$σ$-PCA: a building block for neural learning of identifiable linear transformations
Fahdi Kanavati, Lucy Katsnith, Masayuki Tsuneki
TL;DR
σ-PCA introduces a unified neural framework that blends linear and nonlinear PCA by explicitly incorporating a diagonal scale matrix ${\boldsymbol{\rm \Sigma}}$ into the encoder before a nonlinear act, thereby eliminating subspace rotational indeterminacy without input whitening. The model recovers both rotations of the SVD in a linear-ICA-like decomposition, enabling identifiable, dimensionality-reducing transformations beyond traditional PCA. By analyzing gradients, selecting nonlinearities, and handling mean/variance via EMA, σ-PCA demonstrates that nonlinear PCA can operate directly on unwhitened data and disentangle equal-variance components, effectively bridging PCA, nonlinear PCA, and ICA. Experiments in image patches and time-series illustrate improved disentanglement and robustness to variance degeneracy, validating σ-PCA as a practical building block for identifiable linear transformations in neural learning. Overall, the work provides a principled path to achieve identifiability without whitening, unifying core unsupervised learning approaches under a single neural objective.
Abstract
Linear principal component analysis (PCA) learns (semi-)orthogonal transformations by orienting the axes to maximize variance. Consequently, it can only identify orthogonal axes whose variances are clearly distinct, but it cannot identify the subsets of axes whose variances are roughly equal. It cannot eliminate the subspace rotational indeterminacy: it fails to disentangle components with equal variances (eigenvalues), resulting, in each eigen subspace, in randomly rotated axes. In this paper, we propose $σ$-PCA, a method that (1) formulates a unified model for linear and nonlinear PCA, the latter being a special case of linear independent component analysis (ICA), and (2) introduces a missing piece into nonlinear PCA that allows it to eliminate, from the canonical linear PCA solution, the subspace rotational indeterminacy -- without whitening the inputs. Whitening, a preprocessing step which converts the inputs into unit-variance inputs, has generally been a prerequisite step for linear ICA methods, which meant that conventional nonlinear PCA could not necessarily preserve the orthogonality of the overall transformation, could not directly reduce dimensionality, and could not intrinsically order by variances.

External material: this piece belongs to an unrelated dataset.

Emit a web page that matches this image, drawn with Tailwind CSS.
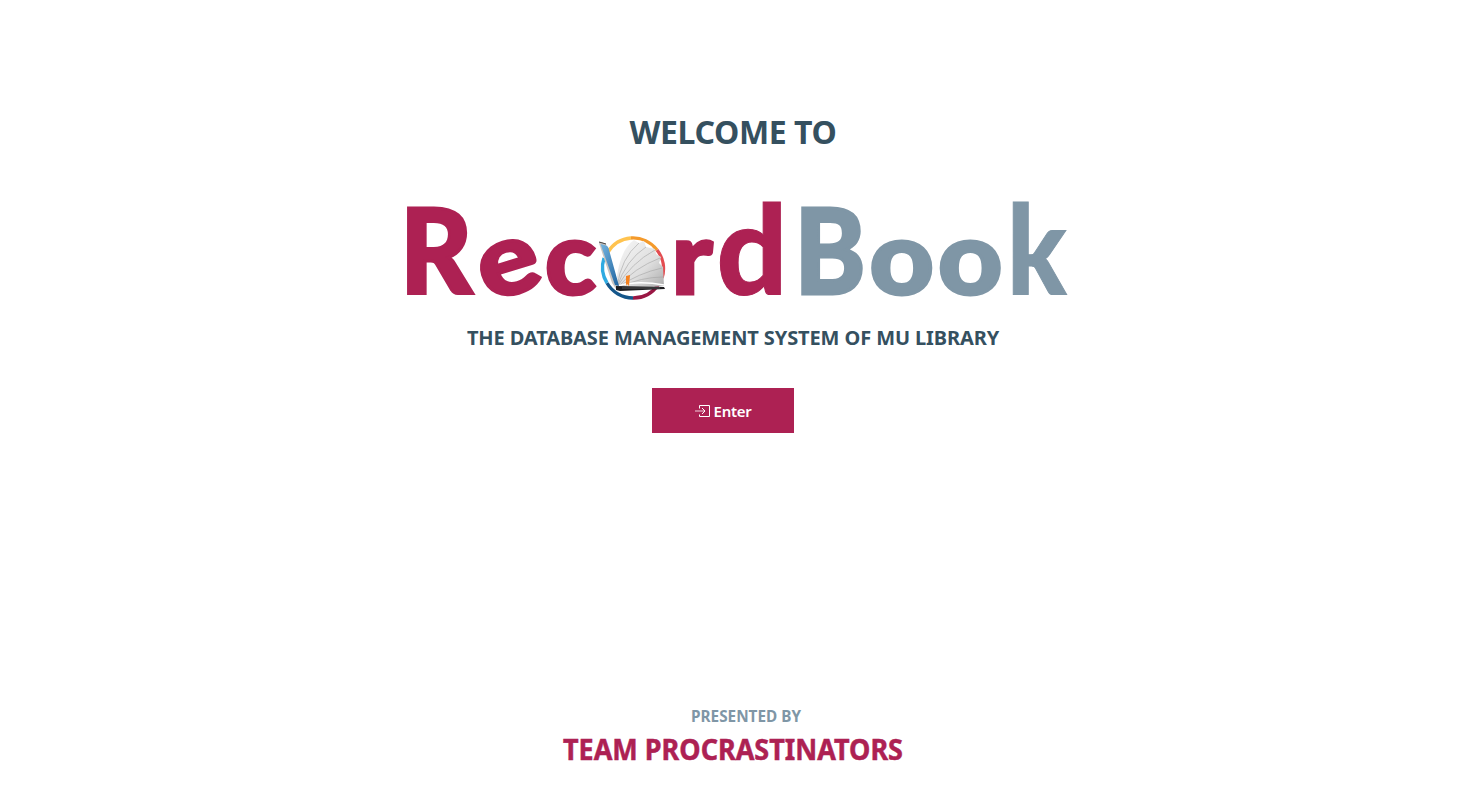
<!DOCTYPE html>
<html lang="en">
<head>
<meta charset="utf-8">
<title>RecordBook</title>
<script src="https://cdn.jsdelivr.net/npm/@tailwindcss/browser@4"></script>
</head>
<body class="bg-white font-['Noto_Sans','Open_Sans',sans-serif]">
<main class="flex h-[801px] w-[1466px] flex-col items-center overflow-hidden pt-[108px]">
  <h1 class="h-12 text-[32px] leading-[48px] font-bold whitespace-nowrap text-[#35505f] tracking-[-0.4px]">WELCOME TO</h1>
  <svg class="mt-[18px] h-[148px] w-[680px] shrink-0" viewBox="393 174 680 148" role="img" aria-label="RecordBook" font-family="Lato, sans-serif" font-weight="900" font-size="101" stroke-width="3">
    <defs>
      <linearGradient id="screen" x1="0" y1="0" x2="1" y2="1"><stop offset="0" stop-color="#74b4df"/><stop offset="1" stop-color="#1f639f"/></linearGradient>
      <linearGradient id="page" x1="0" y1="0" x2="1" y2="1"><stop offset="0" stop-color="#f8f8f8"/><stop offset=".6" stop-color="#dedede"/><stop offset="1" stop-color="#aaa"/></linearGradient>
    </defs>
    <g fill="#ad2153" stroke="#ad2153">
      <text x="400" y="294" font-size="118" textLength="72.500" lengthAdjust="spacingAndGlyphs">R</text>
      <text x="478.500" y="294" textLength="61" lengthAdjust="spacingAndGlyphs" transform="rotate(-17 509.500 268)">e</text>
      <text x="545" y="294" textLength="51" lengthAdjust="spacingAndGlyphs">c</text>
    </g>
    <g fill="none" stroke-width="3.4">
      <path d="M608 252A30 30 0 0 1 631 238" stroke="#ffc34f"/>
      <path d="M631 238A30 30 0 0 1 657 250" stroke="#f49a2b"/>
      <path d="M657 250A30 30 0 0 1 662 278" stroke="#e34d51"/>
      <path d="M658 285A30 30 0 0 1 633 298" stroke="#9a1744"/>
      <path d="M633 298A30 30 0 0 1 607 283" stroke="#14568a"/>
      <path d="M607 283A30 30 0 0 1 604 258" stroke="#2eaae1"/>
    </g>
    <path d="M616 287C617 268 622 248 634 240L639 243L644 241L646 247L655 249L656 254L661 257L659 263L663 267L664 286L640 288Z" fill="url(#page)"/>
    <g fill="none" stroke="#a5a5a5" stroke-width=".6">
      <path d="M617 287Q621 258 639 243M617 287Q626 260 646 247M617 287Q631 263 655 250M618 287Q634 268 660 258M618 287Q639 273 662 268M619 287Q642 277 663 277"/>
      <path d="M618 286Q637 280 664 285" stroke="#fff" stroke-width="1.5"/>
    </g>
    <path d="M626 276L630 275L629 286L627 284L626 286Z" fill="#f58220"/>
    <path d="M599 243Q599 241 602 242L606 244L619 287L616 289L612 283Z" fill="#c9c5c1"/>
    <path d="M600.5 244L606 245.500Q608 246 608.500 248L619 286L615 285Z" fill="url(#screen)"/>
    <path d="M599 242L606 244" stroke="#444" stroke-width="1"/>
    <path d="M616 286L664 287L665 289L620 291L616 290Z" fill="#1d1d20"/>
    <path d="M622 288L660 288" stroke="#777" stroke-width=".6"/>
    <g fill="#ad2153" stroke="#ad2153">
      <text x="671.5" y="293.5" textLength="41" lengthAdjust="spacingAndGlyphs">r</text>
      <text x="716.5" y="294.5" font-size="123" stroke-width="1" textLength="71" lengthAdjust="spacingAndGlyphs">d</text>
    </g>
    <g fill="#7f96a6" stroke="#7f96a6">
      <text x="794.5" y="293.5" font-size="118" textLength="71" lengthAdjust="spacingAndGlyphs">B</text>
      <text x="869.5" y="294" textLength="64.500" lengthAdjust="spacingAndGlyphs">o</text>
      <text x="938" y="294" textLength="64.500" lengthAdjust="spacingAndGlyphs">o</text>
      <text x="1007" y="294.5" font-size="123" stroke-width="1" textLength="59.500" lengthAdjust="spacingAndGlyphs">k</text>
    </g>
  </svg>
  <h2 class="mt-[1px] h-[30px] text-[20px] leading-[30px] font-bold whitespace-nowrap text-[#35505f] tracking-[-0.11px]">THE DATABASE MANAGEMENT SYSTEM OF MU LIBRARY</h2>
  <button class="mt-[35px] mr-5 flex h-[45px] w-[142px] shrink-0 items-center justify-center gap-1 bg-[#ad2153] pt-[2px] text-[15px] font-semibold text-white">
    <svg class="size-[15px]" viewBox="0 0 15 15" fill="none" stroke="currentColor"><path d="M4.5 4.500V1.500H14.500V12.500H4.500V10.500"/><path d="M0 7H10" stroke-opacity=".8"/><path d="M7 4L10 7L7 10"/></svg>
    <span class="tracking-[-0.3px]">Enter</span>
  </button>
  <footer class="mt-[261px] flex flex-col items-center whitespace-nowrap">
    <svg class="h-[96px] w-[400px] shrink-0" viewBox="533 694 400 96" font-family="Noto Sans, sans-serif" font-weight="700">
      <text x="691" y="721.5" font-size="16" fill="#7f96a6" textLength="110" lengthAdjust="spacingAndGlyphs">PRESENTED BY</text>
      <text x="563" y="759.5" font-size="29" fill="#ad2153" stroke="#ad2153" stroke-width=".5" textLength="340" lengthAdjust="spacingAndGlyphs">TEAM PROCRASTINATORS</text>
    </svg>
  </footer>
</main>
</body>
</html>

We offer insights on the relationship between linear PCA, nonlinear PCA, and linear ICA -- three methods with autoencoder formulations for learning special linear transformations from data, transformations that are (semi-)orthogonal for PCA, and arbitrary unit-variance for ICA. As part of our formulation, nonlinear PCA can be seen as a method that maximizes both variance and statistical independence, lying in the middle between linear PCA and linear ICA, serving as a building block for learning linear transformations that are identifiable.